Finding that there was no sufficient proof of a contrary intention, the surrogate held that no merger was to be spelled out. He pointed out in his opinion (174 Misc. 364) that the will provided that the trust fund for Rodriguez was to be set up “ from my estate,” and that this was expressive of the intention of the testator that only his personal estate was to be used for that purpose. (See Low v. Bankers Trust Co., supra.)

The surrogate further stated in his opinion that the property embraced within the power of appointment is to be conceived as passing under the residuary clause of the donee’s will when the will is otherwise silent as to the execution of the power. (See Lockwood v. Mildeberger, 159 N. Y. 181.) It is true that, by virtue of the language of section 18 of the Personal Property Law, the power of appointment is to be deemed to have been exercised where the whole will purports to pass all the property of the testator. It is likewise true, however, that a will such as the present one containing general pecuniary legacies and a residuary clause would not, in the absence of the residuary clause, be effective to execute a power of appointment. There might well be wills which would contain no residuary clause and which would, nevertheless, be effective to execute a power of appointment under the statutes. For instance, a will giving all of one’s estate to a named beneficiary, or one giving a fraction or all the testator’s property to a named beneficiary and the remaining fraction to another, might do so, for such wills would seem to come within section 18 of the Personal Property Law. Generally, however, it is the residuary clause which completes the disposition of all of the testator’s property and, therefore, it is frequently said that the property embraced within the power passes under the residuary clause.

In the present will we have no mention of the execution of the power and no actual intention to execute it is shown. The intention *522to dispose of all the property of testator is shown to exist by reason of the residuary clause, and I think, therefore, the surrogate was correct in his statement that the appointive property passed under the provisions of the residuary clause. Clearly the general pecuniary legacies alone would not be sufficient to execute the power of appointment. (Pers. Prop. Law, § 18. See Slayton v. Fitch Home, Inc., 293 Mass. 574; 200 N. E. 357.)
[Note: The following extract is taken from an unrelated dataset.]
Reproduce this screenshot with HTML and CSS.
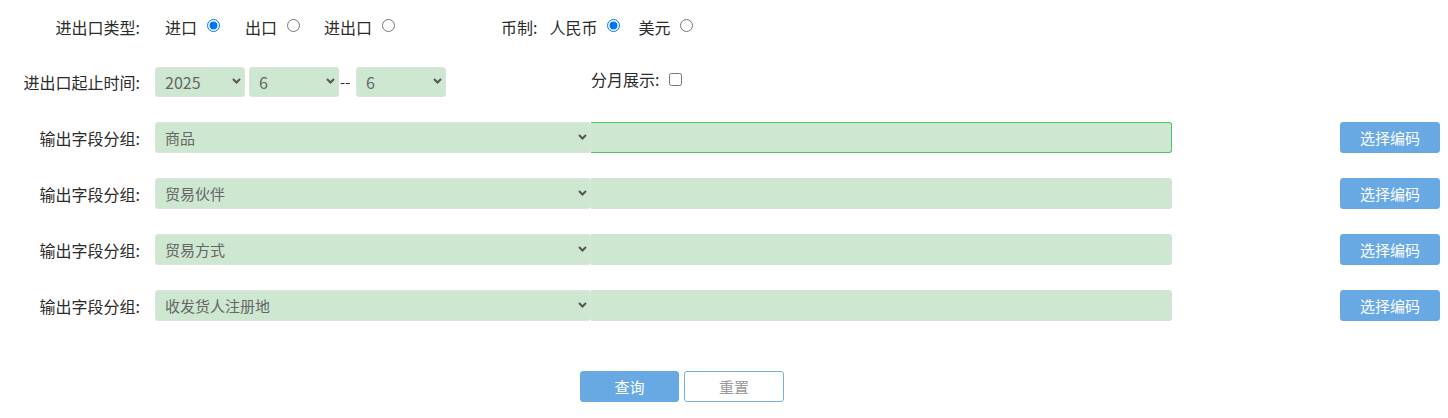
FILE: index.html
```html
<!DOCTYPE html>
<html lang="zh-CN">
<head>
<meta charset="utf-8">
<title>查询</title>
<link rel="stylesheet" href="styles.css">
</head>
<body>
<form class="form">
  <div class="row row-top">
    <span class="label">进出口类型:</span>
    <div class="type-block">
      <label class="opt">进口<input type="radio" name="ie" checked></label>
      <label class="opt opt-gap">出口<input type="radio" name="ie"></label>
      <label class="opt opt-gap2">进出口<input type="radio" name="ie"></label>
    </div>
    <div class="currency">
      <span class="inline-label">币制:</span>
      <label class="opt opt-first">人民币<input type="radio" name="cur" checked></label>
      <label class="opt opt-gap3">美元<input type="radio" name="cur"></label>
    </div>
  </div>

  <div class="row row-date">
    <span class="label">进出口起止时间:</span>
    <div class="dates">
      <div class="select-wrap small">
        <select class="sel sel-num"><option>2025</option></select>
        <svg class="chev" width="9" height="6" viewBox="0 0 9 6"><path d="M1 1l3.5 3.5L8 1" fill="none" stroke="#555" stroke-width="2"/></svg>
      </div>
      <div class="select-wrap small gap5">
        <select class="sel sel-num"><option>6</option></select>
        <svg class="chev" width="9" height="6" viewBox="0 0 9 6"><path d="M1 1l3.5 3.5L8 1" fill="none" stroke="#555" stroke-width="2"/></svg>
      </div>
      <span class="sep">--</span>
      <div class="select-wrap small">
        <select class="sel sel-num"><option>6</option></select>
        <svg class="chev" width="9" height="6" viewBox="0 0 9 6"><path d="M1 1l3.5 3.5L8 1" fill="none" stroke="#555" stroke-width="2"/></svg>
      </div>
    </div>
    <label class="monthly">分月展示:<input type="checkbox"></label>
  </div>

  <div class="row row-field">
    <span class="label">输出字段分组:</span>
    <div class="combo">
      <div class="select-wrap big">
        <select class="sel"><option>商品</option></select>
        <svg class="chev" width="9" height="6" viewBox="0 0 9 6"><path d="M1 1l3.5 3.5L8 1" fill="none" stroke="#555" stroke-width="2"/></svg>
      </div>
      <input class="codes focused" type="text">
    </div>
    <button type="button" class="btn btn-code">选择编码</button>
  </div>

  <div class="row row-field">
    <span class="label">输出字段分组:</span>
    <div class="combo">
      <div class="select-wrap big">
        <select class="sel"><option>贸易伙伴</option></select>
        <svg class="chev" width="9" height="6" viewBox="0 0 9 6"><path d="M1 1l3.5 3.5L8 1" fill="none" stroke="#555" stroke-width="2"/></svg>
      </div>
      <input class="codes" type="text">
    </div>
    <button type="button" class="btn btn-code">选择编码</button>
  </div>

  <div class="row row-field">
    <span class="label">输出字段分组:</span>
    <div class="combo">
      <div class="select-wrap big">
        <select class="sel"><option>贸易方式</option></select>
        <svg class="chev" width="9" height="6" viewBox="0 0 9 6"><path d="M1 1l3.5 3.5L8 1" fill="none" stroke="#555" stroke-width="2"/></svg>
      </div>
      <input class="codes" type="text">
    </div>
    <button type="button" class="btn btn-code">选择编码</button>
  </div>

  <div class="row row-field">
    <span class="label">输出字段分组:</span>
    <div class="combo">
      <div class="select-wrap big">
        <select class="sel"><option>收发货人注册地</option></select>
        <svg class="chev" width="9" height="6" viewBox="0 0 9 6"><path d="M1 1l3.5 3.5L8 1" fill="none" stroke="#555" stroke-width="2"/></svg>
      </div>
      <input class="codes" type="text">
    </div>
    <button type="button" class="btn btn-code">选择编码</button>
  </div>

  <div class="actions">
    <button type="button" class="btn btn-query">查询</button>
    <button type="button" class="btn btn-reset">重置</button>
  </div>
</form>
</body>
</html>
```

FILE: styles.css
```css
* { box-sizing: border-box; }

html, body {
  margin: 0;
  padding: 0;
  background: #fff;
}

body {
  font-family: "Noto Sans CJK SC", "Noto Sans", sans-serif;
  font-size: 16px;
  color: #2b2b2b;
  width: 1448px;
  height: 418px;
  overflow: hidden;
}

.form {
  display: flex;
  flex-direction: column;
  gap: 25px;
  padding: 12px 8px 0 0;
}

.row {
  display: flex;
  align-items: center;
  height: 31px;
}

.row-top { height: 30px; }
.row-date { height: 30px; }

.label {
  width: 140px;
  flex: none;
  text-align: right;
  line-height: 20px;
  white-space: nowrap;
}

.type-block {
  width: 361px;
  flex: none;
  display: flex;
  align-items: center;
  padding-left: 25px;
}

.opt {
  display: flex;
  align-items: center;
  line-height: 20px;
  white-space: nowrap;
}

.opt input {
  margin: 0 0 3px 10px;
  width: 13px;
  height: 13px;
}

.opt-gap { margin-left: 25px; }
.opt-gap2 { margin-left: 24px; }
.opt-first { margin-left: 12px; }
.opt-gap3 { margin-left: 18px; }

.currency {
  display: flex;
  align-items: center;
}

.inline-label {
  line-height: 20px;
}

.dates {
  display: flex;
  align-items: center;
  margin-left: 15px;
  height: 30px;
}

.select-wrap {
  position: relative;
  height: 100%;
}

.select-wrap.small { width: 90px; }
.select-wrap.gap5 { margin-left: 4px; }

.select-wrap.big {
  width: 436px;
  flex: none;
}

.sel {
  appearance: none;
  -webkit-appearance: none;
  width: 100%;
  height: 100%;
  margin: 0;
  padding: 0 20px 0 9px;
  border: 1px solid #dbe3dc;
  border-radius: 3px;
  background: #cde7d1;
  color: #666;
  font-family: "Noto Sans CJK SC", "Noto Sans", sans-serif;
  font-size: 15px;
  outline: none;
}

.sel.sel-num {
  font-size: 16px;
  padding-left: 9px;
}

.chev {
  position: absolute;
  right: 4px;
  top: 50%;
  margin-top: -4px;
  pointer-events: none;
}

.sep {
  width: 17px;
  flex: none;
  padding-left: 1px;
  line-height: 20px;
  font-size: 15px;
}

.monthly {
  display: flex;
  align-items: center;
  margin-left: 145px;
  margin-bottom: 6px;
  line-height: 20px;
  white-space: nowrap;
}

.monthly input {
  margin: 0 0 0 10px;
  width: 13px;
  height: 13px;
}

.combo {
  display: flex;
  width: 1017px;
  height: 31px;
  margin-left: 15px;
  flex: none;
}

.codes {
  flex: 1;
  height: 100%;
  margin: 0;
  border: 1px solid #d6e0d7;
  border-left: none;
  border-radius: 0 3px 3px 0;
  background: #cde7d1;
  font-family: "Noto Sans CJK SC", "Noto Sans", sans-serif;
  font-size: 15px;
  outline: none;
}

.codes.focused {
  border-color: #4cc46b;
}

.btn {
  height: 31px;
  width: 100px;
  border-radius: 3px;
  font-family: "Noto Sans CJK SC", "Noto Sans", sans-serif;
  font-size: 15px;
  padding: 0;
  cursor: pointer;
}

.btn-code {
  margin-left: auto;
  background: #68a9e3;
  border: 1px solid #68a9e3;
  color: #fff;
}

.actions {
  display: flex;
  justify-content: flex-start;
  gap: 5px;
  margin-top: 25px;
  padding-left: 580px;
}

.btn-query {
  width: 99px;
  background: #68a9e3;
  border: 1px solid #68a9e3;
  color: #fff;
}

.btn-reset {
  width: 100px;
  background: #fff;
  border: 1px solid #78ade0;
  color: #999;
}
```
Property which passes under a power of appointment is not ordinarily deemed the property of the donee, but of the donor of the power (Matter of Harbeck, 161 N. Y. 211), and it is frequently said that such property passes under the will of the donor of the power, the donee of the power being considered merely as agent of the donor. Appointive property, therefore, is not considered part of the estate of the donee unless an intention to bring it into that estate is apparent, or unless by reasonable exercise of the court’s equitable power that result may be achieved to avoid intestacy.

It was upon the basis of this rule of construction, to wit, that the appointive estate is not deemed part of the property of the donee of a power that this court held that the appointive estate involved in the case of Hirsch v. Bucki (162 App. Div. 659) was not subject to the claims of donee’s creditors.
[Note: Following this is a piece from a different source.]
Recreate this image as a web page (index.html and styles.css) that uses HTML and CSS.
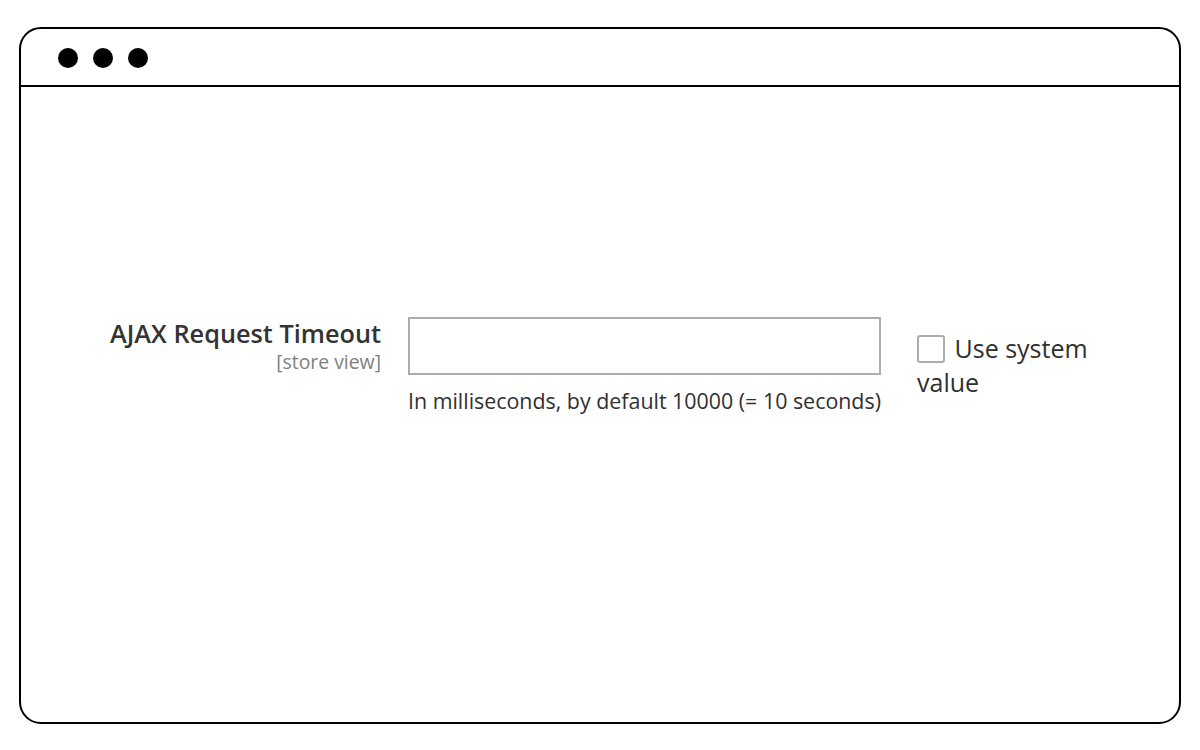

Our courts have frequently recognized the rule that the appointive estate is not to be deemed merged in the personal or individual estate in the absence of some provision showing such an intention. In Matter of Wainwright (248 App. Div. 336) that rule was pointed out as the general one, but because provisions in portions of the will other than the residuary clause showed an intention to merge the estates, it was there held that persons named as general legatees would be deemed to be the recipients of the appointive estate.

Occasions may arise where to avoid intestacy the courts will apply a rule of construction permitting .the payment of a general legacy out of the appointive estate. An example of such a will is found in the case of Fargo v. Squiers (154 N. Y. 250). In the Fargo case (supra), however, the testatrix specifically referred to the power of appointment in her will, showing that it was clear in the testatrix’s mind that the appointive estate would be included as part of her residuary estate. It was because of this situation that the court in that case said: “ The words ‘ rest and residue ’ may apply to the estate of which she had the power of appointment, as well as to her individual estate; and if these specific bequests made by her exceed her individual estate there could be no question but that they would be payable out of the trust estate created by her father.” It is plain that the court was speaking of the method of allocation to be *523followed where an intention to merge was expressed in the will. We have no such expression of intention in the present case; nor do we find any grounds for implying such an intention.

Where, as here, no intestacy would result in any event and where, therefore, the court is not called upon to exercise its equitable powers other than to construe a writing, it would seem proper to hold that, in view of the provisions in the present will that the fund for Rodriguez was to come from my estate,” the appointive estate is not to be allocated to the payment of this legacy.

The sole purpose of section 18 of the Personal Property Law is to effect the execution of a power of appointment. Its provisions do not require us to alter the rules of construction ordinarily applied in ascertaining intention merely to overcome insufficiency in the owned estate of a testator.

The decree of the surrogate construing the will of Edgar Allan Lynn, and his order denying the motion to vacate the decree should both be affirmed, with costs.

Cohn, J., concurs.

Decree modified in accordance with the opinion of Martin, P. J., and as so modified affirmed, with costs to the appellant payable out of the estate. Order denying motion to vacate decree and for a new trial on the ground of newly-discovered evidence unanimously affirmed. Settle order on notice.